O contraste surge de forma clara nas duas versões televisivas de Battlestar Galactica. A primeira versão é ainda focada em conflitos básicos: homem contra máquina. As máquinas são brutas, implacáveis, básicas e más. Pelo menos tão más quanto o homem que as domina. Os sobreviventes da Humanidade estão como que a lutar contra uma força da Natureza, uma parede de betão. Não há argumento possível nem negociação possível. É a luta selvagem pela sobrevivência. Mas a realidade não é posta em causa. A segunda versão de Galactica, no entanto, segue por um caminho consideravelmente diferente. Um caminho em que as personagens se perguntam quem são. Serão humanos ou máquinas? E o que faz a diferença? Aquilo que vêem é a realidade ou uma mentira? O que procuram é fruto do destino ou do livre arbítrio? Etc, etc.

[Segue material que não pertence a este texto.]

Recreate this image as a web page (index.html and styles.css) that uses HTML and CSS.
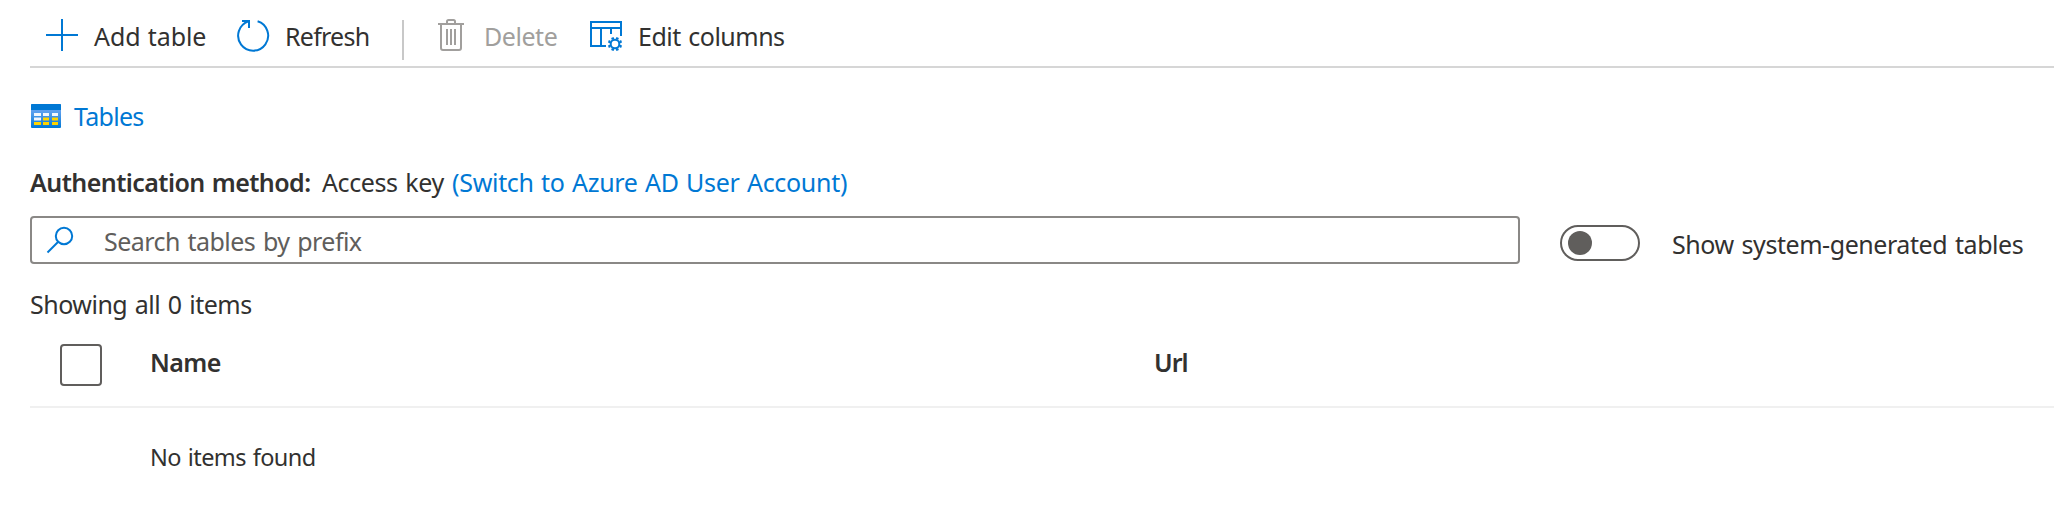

O mestre do tema da consciência é, no meu entender, Phillip K. Dick, como vemos nos contos que originaram filmes como Total Recall ou Blade Runner, ou também no romance O Homem do Castelo Alto, agora trazido para a televisão pelas mãos da Amazon. Mas várias outras obras de referência têm surgido a focar o tema, como Matrix¸ Inception, ou mesmo Avatar. E a tendência alarga-se: vejam-se filmes como Edge of Tomorrow, Sphere, Oblivion, e muitos outros. Na televisão, destaco a excelente série dos Wachowski e de J.J. Abrams: Sense 8, onde oito personagens partilham a mesma consciência. E também a recente Falling Water, onde se questiona onde acabam e começam os sonhos e onde acaba e começa a realidade.

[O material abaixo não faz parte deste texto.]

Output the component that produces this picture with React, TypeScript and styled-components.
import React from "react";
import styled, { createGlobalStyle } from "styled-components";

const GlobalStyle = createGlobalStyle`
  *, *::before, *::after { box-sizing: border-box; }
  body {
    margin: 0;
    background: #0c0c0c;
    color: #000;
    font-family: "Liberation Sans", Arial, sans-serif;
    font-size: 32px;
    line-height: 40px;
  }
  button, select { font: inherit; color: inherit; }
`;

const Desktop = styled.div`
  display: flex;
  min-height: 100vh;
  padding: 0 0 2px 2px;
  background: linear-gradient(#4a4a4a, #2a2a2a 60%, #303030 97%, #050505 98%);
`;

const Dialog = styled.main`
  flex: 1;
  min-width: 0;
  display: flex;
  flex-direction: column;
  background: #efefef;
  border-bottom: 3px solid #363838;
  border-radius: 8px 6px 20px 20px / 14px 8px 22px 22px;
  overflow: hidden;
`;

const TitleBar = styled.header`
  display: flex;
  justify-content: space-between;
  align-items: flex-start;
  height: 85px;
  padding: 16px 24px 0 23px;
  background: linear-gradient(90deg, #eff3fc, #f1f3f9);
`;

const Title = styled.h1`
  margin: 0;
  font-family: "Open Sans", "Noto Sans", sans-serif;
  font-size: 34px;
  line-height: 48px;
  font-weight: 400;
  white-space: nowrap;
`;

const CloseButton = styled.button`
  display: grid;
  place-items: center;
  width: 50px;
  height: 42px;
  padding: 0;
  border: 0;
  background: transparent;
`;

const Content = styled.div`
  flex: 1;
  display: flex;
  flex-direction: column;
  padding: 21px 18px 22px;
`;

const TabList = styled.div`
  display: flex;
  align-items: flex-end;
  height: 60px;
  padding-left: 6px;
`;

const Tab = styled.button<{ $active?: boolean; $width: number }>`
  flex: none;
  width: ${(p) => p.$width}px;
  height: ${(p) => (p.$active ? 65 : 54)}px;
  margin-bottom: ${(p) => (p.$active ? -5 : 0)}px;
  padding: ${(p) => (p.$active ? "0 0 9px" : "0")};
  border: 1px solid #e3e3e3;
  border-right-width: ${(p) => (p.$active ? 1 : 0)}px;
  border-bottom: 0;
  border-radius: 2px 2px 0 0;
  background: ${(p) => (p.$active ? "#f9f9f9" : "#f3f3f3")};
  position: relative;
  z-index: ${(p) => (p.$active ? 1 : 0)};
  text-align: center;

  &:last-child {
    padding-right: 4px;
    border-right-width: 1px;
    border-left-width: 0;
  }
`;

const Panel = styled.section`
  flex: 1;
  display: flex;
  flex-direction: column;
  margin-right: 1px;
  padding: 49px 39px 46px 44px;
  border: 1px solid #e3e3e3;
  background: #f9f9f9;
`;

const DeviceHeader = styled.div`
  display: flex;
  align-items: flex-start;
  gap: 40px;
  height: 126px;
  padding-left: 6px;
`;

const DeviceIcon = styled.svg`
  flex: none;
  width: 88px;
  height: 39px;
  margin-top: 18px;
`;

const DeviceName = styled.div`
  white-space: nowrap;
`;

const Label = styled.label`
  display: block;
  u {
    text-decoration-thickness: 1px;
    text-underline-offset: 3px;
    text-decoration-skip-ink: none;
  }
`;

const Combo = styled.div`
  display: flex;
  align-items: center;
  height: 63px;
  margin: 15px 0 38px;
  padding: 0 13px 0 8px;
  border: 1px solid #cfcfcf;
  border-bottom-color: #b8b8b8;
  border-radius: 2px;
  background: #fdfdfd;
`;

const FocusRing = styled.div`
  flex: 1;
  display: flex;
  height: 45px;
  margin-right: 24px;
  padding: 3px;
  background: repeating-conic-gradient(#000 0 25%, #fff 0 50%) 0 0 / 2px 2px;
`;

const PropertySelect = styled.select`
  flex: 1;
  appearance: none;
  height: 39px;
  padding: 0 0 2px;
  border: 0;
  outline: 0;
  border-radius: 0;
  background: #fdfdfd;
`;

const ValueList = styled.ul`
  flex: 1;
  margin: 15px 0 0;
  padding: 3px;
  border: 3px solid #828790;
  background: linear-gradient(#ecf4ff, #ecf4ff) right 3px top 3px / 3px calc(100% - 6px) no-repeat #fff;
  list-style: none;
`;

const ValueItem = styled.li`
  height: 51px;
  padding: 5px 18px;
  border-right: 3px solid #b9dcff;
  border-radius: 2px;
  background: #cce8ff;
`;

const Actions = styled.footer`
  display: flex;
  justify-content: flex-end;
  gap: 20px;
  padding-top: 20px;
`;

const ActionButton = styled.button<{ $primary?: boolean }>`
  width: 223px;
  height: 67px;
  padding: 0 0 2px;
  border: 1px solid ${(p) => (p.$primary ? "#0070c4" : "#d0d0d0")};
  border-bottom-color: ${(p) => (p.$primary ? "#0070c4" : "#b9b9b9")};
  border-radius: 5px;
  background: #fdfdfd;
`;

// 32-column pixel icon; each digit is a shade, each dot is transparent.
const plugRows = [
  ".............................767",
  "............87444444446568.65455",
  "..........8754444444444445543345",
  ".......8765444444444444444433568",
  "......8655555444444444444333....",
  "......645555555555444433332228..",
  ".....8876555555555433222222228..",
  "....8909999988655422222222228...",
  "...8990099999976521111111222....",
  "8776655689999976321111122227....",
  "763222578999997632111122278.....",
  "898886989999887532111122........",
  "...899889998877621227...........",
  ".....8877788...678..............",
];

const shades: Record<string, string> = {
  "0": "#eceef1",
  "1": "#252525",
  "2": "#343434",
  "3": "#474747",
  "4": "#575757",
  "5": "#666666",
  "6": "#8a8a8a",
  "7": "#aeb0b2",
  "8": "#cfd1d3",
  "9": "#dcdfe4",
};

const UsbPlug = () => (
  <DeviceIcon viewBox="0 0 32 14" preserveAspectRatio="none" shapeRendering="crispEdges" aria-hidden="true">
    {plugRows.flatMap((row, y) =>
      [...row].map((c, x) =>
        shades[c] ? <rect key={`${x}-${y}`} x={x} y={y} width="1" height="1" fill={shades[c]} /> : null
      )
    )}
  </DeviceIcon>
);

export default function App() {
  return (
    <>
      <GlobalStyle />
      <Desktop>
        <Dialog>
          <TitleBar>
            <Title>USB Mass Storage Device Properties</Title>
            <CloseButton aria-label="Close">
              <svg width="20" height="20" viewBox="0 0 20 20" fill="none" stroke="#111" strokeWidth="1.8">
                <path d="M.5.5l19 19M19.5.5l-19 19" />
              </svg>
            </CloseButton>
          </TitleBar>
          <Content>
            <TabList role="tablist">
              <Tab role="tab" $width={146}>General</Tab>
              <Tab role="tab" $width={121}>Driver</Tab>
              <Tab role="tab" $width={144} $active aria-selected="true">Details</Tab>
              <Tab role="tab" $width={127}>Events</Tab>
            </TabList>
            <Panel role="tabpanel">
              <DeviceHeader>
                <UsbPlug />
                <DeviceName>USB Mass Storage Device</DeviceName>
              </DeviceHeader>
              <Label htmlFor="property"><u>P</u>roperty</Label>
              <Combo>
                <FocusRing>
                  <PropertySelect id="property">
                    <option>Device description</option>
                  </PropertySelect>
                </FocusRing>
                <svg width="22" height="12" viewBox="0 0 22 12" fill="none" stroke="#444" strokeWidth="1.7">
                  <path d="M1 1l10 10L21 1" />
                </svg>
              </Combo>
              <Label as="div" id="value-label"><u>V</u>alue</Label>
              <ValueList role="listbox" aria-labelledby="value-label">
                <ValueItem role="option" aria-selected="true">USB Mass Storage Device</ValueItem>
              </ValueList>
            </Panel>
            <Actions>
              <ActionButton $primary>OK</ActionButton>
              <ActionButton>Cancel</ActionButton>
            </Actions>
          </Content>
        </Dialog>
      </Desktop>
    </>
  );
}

Mas a jóia desta coroa televisiva é, na minha opinião, a nova série da HBO com a mão de Jonathan Nolan: Westworld. No filme original de 1973, Yul Brynner surge como um robô descontrolado num parque temático do futuro, onde clientes endinheirados assumiam identidades num falso velho Oeste. Mais uma vez, este filme de Michael Crichton repete a luta antiga do Homem contra a Máquina. Por contraste, a excelente série da HBO é uma obra assumida e explicitamente sobre a consciência. Começa a consciência ao nível da memória? Na criatividade? Ou é um nível superior? Estas questões são abordadas de forma exímia, contando com representações irrepreensíveis de Evan Rachel Wood, Thandie Newton e Jeffrey Wright, para além dos soberbos Ed Harris e Anthony Hopkins.
Como nota pessoal, permitam-me focar num pormenor delicioso desta série – uma metáfora perfeita para o tema da consciência: ao longo dos episódios sempre que a cena se desloca para o saloon, ouve-se o piano automático a tocar as suas notas desafinadas; mas as músicas que este piano toca são clássicos modernos, de David Bowie, Metallica ou Radiohead. O tema da consciência causa-nos, parece-me a mim, o mesmo desconforto confortável: é reconhecível e familiar, mas faz-nos sentir que algo está errado, algo não bate certo. Este é um tema, parece-me a mim, que ainda será muito explorado nos próximos tempos, e ainda bem: é, sem dúvida, muito estimulante.